“Un muro di gomma, il rifiuto di mettere in sicurezza l’ambiente di lavoro, perché prevede costi su cui si pensa evidentemente di poter risparmiare. Ma anche il volto dell’imprenditoria rapace che punta al profitto e mette in secondo piano la componente umana delle maestranze e dell’ambiente in un cui una fabbrica è inserita”. Sono passate poche ore dall’esplosione avvenuta nello stabilimento 3V Sigma di Porto Marghera, in una parte del Veneto è allarme per la nube tossica anche se il vento l’ha portata verso la laguna. Ma i sindaci hanno invitato a tenere le finestre chiuse in vaste zone delle province di Venezia, Padova e Treviso. Nei reparti grandi ustionati degli ospedali di Padova e Verona i due lavoratori investiti dalle fiamme lottano per sopravvivere e qualche loro collega è stato accolto nel pronto soccorso di Mestre per aver inspirato le esalazioni di acidi. Ma chi conosce bene la storia di Porto Marghera e delle relazioni sindacali già riflette sul significato di quanto è accaduto. Di un “muro di gomma” parla Giuseppe Callegaro, segretario veneziano dei chimici aderenti a Femca-Cisl, il sindacato più forte presente in fabbrica. Dell’ennesimo “frutto cattivo dell’albero di un’industria predona” parla, invece, Gianfranco Bettin, presidente della Municipalità di Marghera. Ed entrambi condividono sul fatto che la tragedia fosse prevedibile, annunciata.

“Sono due anni che denunciavamo quanto stava avvenendo alla 3V Sigma, che ha 47 dipendenti. Cinque giorni fa abbiamo spedito all’azienda una richiesta urgente di incontro proprio sui temi della sicurezza. Ma due mesi fa siamo andati davanti al prefetto per spiegare che la situazione era insostenibile”. Che cosa è accaduto? “L’azienda produce solventi e additivi per le plastiche, sostanze tossiche e nocive. Da quanto è stato possibile capire, dopo una forte esplosione ha preso fuoco uno dei tank da 10mila litri di prodotto che si trovano nel cortile. È proprio di questo che avevamo parlato con il prefetto”. Risultato: “L’azienda si era impegnata a spostarli in un’altra area. Non è stato fatto niente. A parte che quelle sostanze non possono essere conservate in serbatoi in plastica, dovrebbero richiedere collocazioni adeguate. E invece all’incontro in prefettura i rappresentanti della Sigma sono arrivati sbandierando alcuni verbali Spisal secondo cui qualcosa non era a posto, ma non c’era niente di scandaloso”.

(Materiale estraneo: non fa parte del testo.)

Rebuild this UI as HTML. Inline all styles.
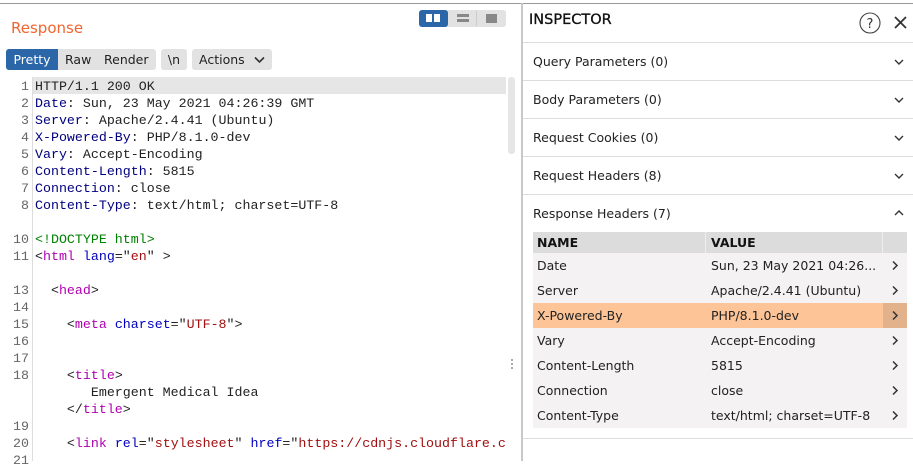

Le proteste dei lavoratori vengono da lontano: “Nel luglio 2019 abbiamo scioperato 8 ore chiedendo precisi interventi sulla sicurezza in punti molto carenti: la sala quadri, l’impianto di illuminazione, i dispositivi di protezione individuale che venivano centellinati, lo stoccaggio del prodotto”. In tutta risposta è arrivata “una denuncia per diffamazione, a causa di un’intervista su un giornale locale”.

La 3V Sigma fa capo a una famiglia di industriali bergamaschi. “A Marghera avevano deciso di avviare una nuova linea produttiva – svela Callegaro – perché, essendo una ‘area complessa’, avevano deciso di usufruire dei finanziamenti a fondo perduto, fino al 25 per cento, per progetti innovativi di importo superiore al milione e mezzo di euro”.

Il sociologo Gianfranco Bettin, prima esponente dei Verdi, ora del centrosinistra, ha una visione di tutto il modello di sviluppo di Porto Marghera, la zona industriale di fronte a Venezia. “Un operaio mi ha raccontato di aver assistito all’esplosione e di essersi buttato giù dalle scale, riuscendo a salvarsi. Purtroppo c’era da aspettarselo, vista la carenza di investimenti sulla sicurezza e sull’adeguamento degli impianti. Quanto accaduto, è il simbolo della fase caotica che sta subendo l’industrializzazione a Marghera”. Bettin spiega: “Troppe aziende vedono con fastidio il tema della sicurezza e non rispondono alle richieste dei lavoratori. Non è bastato lo sciopero di un anno fa e nemmeno l’incontro dal prefetto. Questo è un pezzo di una situazione più generale che riguarda Marghera e le sue industrie. Se non si investe e si pensa soltanto a lucrare su una fase economica, poi accadono questi disastri. Processi di transizione di questo tipo sono avvenuti anche in passato e nascono da un’esigenza di sfruttamento che comporta però gravi rischi sia per le persone che per l’ambiente”.